Work instructions => All lines in which the word "React" occurs are to be extracted.

(Part of a data file)
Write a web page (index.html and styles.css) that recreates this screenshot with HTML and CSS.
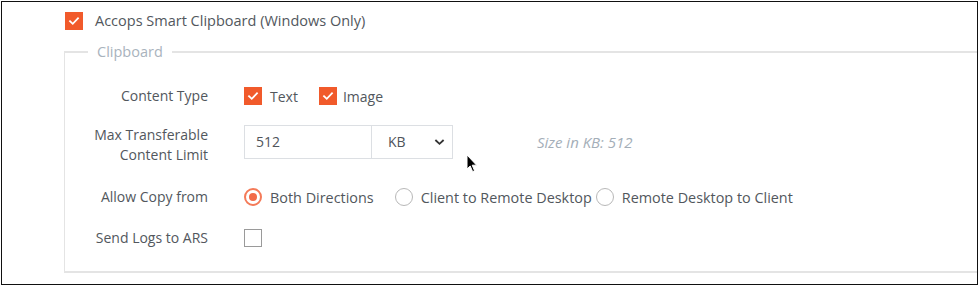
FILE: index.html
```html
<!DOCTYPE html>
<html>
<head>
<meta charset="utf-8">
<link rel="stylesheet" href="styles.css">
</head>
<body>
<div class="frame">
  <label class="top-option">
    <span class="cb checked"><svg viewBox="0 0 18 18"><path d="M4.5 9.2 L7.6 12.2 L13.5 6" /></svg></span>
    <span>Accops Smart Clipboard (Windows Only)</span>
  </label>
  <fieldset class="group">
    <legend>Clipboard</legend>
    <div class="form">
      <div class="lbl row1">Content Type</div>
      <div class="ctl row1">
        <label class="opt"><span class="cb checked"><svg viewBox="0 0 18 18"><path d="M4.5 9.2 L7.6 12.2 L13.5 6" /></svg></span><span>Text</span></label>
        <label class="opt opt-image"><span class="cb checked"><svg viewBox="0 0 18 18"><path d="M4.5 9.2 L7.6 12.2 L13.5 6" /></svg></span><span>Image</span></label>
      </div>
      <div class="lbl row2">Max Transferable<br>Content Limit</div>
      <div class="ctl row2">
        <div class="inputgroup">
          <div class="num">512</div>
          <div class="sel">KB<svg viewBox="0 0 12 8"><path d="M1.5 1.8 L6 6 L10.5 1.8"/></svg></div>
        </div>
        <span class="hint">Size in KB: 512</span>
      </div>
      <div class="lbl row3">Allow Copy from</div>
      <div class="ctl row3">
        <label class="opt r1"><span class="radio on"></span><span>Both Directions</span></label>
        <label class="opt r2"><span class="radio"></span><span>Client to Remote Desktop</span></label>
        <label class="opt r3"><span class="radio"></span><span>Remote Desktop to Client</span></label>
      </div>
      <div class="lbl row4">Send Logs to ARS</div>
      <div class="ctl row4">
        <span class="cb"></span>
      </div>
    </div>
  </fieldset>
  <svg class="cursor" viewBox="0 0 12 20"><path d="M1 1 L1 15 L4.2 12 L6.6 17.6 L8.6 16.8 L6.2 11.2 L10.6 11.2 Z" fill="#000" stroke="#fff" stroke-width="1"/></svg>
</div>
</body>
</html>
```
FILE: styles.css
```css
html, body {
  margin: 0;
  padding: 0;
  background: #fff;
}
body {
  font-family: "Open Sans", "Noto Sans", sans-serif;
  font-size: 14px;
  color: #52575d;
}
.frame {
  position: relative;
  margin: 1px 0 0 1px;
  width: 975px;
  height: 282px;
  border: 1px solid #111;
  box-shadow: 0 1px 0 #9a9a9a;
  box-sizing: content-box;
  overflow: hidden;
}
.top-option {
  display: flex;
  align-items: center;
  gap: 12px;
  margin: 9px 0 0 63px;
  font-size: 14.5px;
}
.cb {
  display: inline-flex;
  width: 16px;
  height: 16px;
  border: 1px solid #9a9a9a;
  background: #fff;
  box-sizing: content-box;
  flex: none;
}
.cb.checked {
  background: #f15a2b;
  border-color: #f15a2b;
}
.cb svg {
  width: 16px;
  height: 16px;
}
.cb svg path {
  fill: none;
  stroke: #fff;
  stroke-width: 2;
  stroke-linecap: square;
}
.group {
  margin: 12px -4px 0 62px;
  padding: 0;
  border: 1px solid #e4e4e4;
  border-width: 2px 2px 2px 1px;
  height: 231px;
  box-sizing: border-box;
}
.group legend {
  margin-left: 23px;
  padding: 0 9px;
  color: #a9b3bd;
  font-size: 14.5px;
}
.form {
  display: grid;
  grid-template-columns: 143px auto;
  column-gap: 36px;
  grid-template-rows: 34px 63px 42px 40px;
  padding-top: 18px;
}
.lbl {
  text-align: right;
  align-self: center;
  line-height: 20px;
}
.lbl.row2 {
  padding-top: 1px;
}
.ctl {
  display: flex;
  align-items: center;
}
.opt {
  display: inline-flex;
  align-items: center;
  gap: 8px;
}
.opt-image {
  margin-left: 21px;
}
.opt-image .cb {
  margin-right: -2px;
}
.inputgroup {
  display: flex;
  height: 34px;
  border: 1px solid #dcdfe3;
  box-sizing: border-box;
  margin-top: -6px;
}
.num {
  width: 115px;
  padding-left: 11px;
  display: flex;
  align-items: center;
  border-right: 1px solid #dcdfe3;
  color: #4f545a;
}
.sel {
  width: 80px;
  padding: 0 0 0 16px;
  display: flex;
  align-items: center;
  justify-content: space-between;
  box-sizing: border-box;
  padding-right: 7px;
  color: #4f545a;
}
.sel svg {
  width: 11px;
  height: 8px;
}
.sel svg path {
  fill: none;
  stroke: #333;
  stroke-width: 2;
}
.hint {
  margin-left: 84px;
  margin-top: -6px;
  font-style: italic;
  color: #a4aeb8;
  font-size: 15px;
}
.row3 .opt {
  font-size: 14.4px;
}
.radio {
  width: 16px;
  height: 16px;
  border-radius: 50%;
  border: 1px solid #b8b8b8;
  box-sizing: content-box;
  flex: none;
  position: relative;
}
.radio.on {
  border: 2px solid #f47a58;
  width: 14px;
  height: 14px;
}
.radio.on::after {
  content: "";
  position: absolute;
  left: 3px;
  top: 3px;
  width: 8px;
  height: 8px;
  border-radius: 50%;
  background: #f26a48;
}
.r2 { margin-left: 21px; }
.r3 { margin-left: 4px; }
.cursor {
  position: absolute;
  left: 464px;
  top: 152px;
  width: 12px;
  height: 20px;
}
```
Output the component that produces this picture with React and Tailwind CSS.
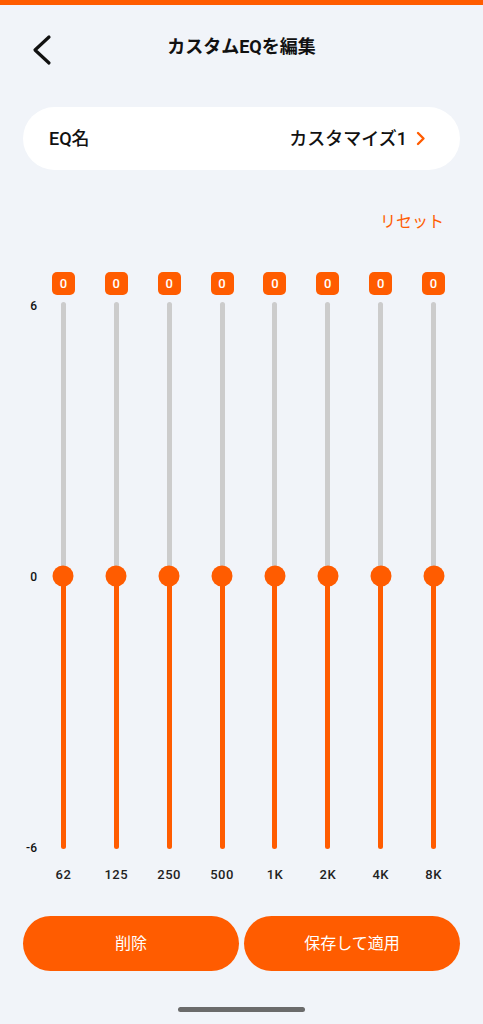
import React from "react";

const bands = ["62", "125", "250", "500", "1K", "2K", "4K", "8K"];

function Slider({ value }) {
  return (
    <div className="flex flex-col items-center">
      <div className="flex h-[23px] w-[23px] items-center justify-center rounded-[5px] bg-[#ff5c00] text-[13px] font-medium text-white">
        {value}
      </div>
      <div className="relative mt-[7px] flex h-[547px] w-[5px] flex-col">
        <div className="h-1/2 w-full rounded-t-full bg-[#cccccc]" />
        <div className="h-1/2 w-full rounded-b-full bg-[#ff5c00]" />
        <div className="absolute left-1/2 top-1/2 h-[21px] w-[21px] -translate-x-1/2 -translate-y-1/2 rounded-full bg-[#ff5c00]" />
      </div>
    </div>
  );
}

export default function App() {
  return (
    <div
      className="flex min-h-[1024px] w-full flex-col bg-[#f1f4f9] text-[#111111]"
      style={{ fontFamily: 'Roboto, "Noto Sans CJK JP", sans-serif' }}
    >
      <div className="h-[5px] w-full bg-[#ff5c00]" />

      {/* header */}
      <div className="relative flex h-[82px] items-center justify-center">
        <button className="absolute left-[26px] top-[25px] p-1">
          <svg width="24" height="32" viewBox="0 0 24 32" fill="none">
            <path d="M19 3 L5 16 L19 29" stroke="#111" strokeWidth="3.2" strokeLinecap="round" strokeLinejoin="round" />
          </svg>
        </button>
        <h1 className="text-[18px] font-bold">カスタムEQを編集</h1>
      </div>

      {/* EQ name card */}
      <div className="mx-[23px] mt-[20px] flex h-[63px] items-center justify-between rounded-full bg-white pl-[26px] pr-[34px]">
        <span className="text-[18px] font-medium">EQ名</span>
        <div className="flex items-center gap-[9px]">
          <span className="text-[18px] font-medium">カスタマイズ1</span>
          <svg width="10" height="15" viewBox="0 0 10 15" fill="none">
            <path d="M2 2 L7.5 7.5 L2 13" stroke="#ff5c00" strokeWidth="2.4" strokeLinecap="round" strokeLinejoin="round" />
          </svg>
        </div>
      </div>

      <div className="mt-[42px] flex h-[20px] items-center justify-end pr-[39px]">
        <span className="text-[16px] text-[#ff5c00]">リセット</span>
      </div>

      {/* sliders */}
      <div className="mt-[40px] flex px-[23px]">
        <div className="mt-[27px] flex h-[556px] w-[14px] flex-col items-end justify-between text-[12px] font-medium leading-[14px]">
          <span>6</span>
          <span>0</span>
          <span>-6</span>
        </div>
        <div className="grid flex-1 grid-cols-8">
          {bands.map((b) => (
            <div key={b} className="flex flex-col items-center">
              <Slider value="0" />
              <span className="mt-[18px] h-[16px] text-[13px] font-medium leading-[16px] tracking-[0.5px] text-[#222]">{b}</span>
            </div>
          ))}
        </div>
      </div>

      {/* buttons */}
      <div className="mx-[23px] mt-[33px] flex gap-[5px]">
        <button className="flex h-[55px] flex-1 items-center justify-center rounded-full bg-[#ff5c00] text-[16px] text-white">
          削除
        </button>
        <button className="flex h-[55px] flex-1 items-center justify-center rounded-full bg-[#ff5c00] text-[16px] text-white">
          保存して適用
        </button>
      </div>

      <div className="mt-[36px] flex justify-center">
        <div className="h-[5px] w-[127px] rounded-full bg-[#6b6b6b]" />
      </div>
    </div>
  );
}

Response to the task =>
Output the component that produces this picture with React and Tailwind CSS.
import React from "react";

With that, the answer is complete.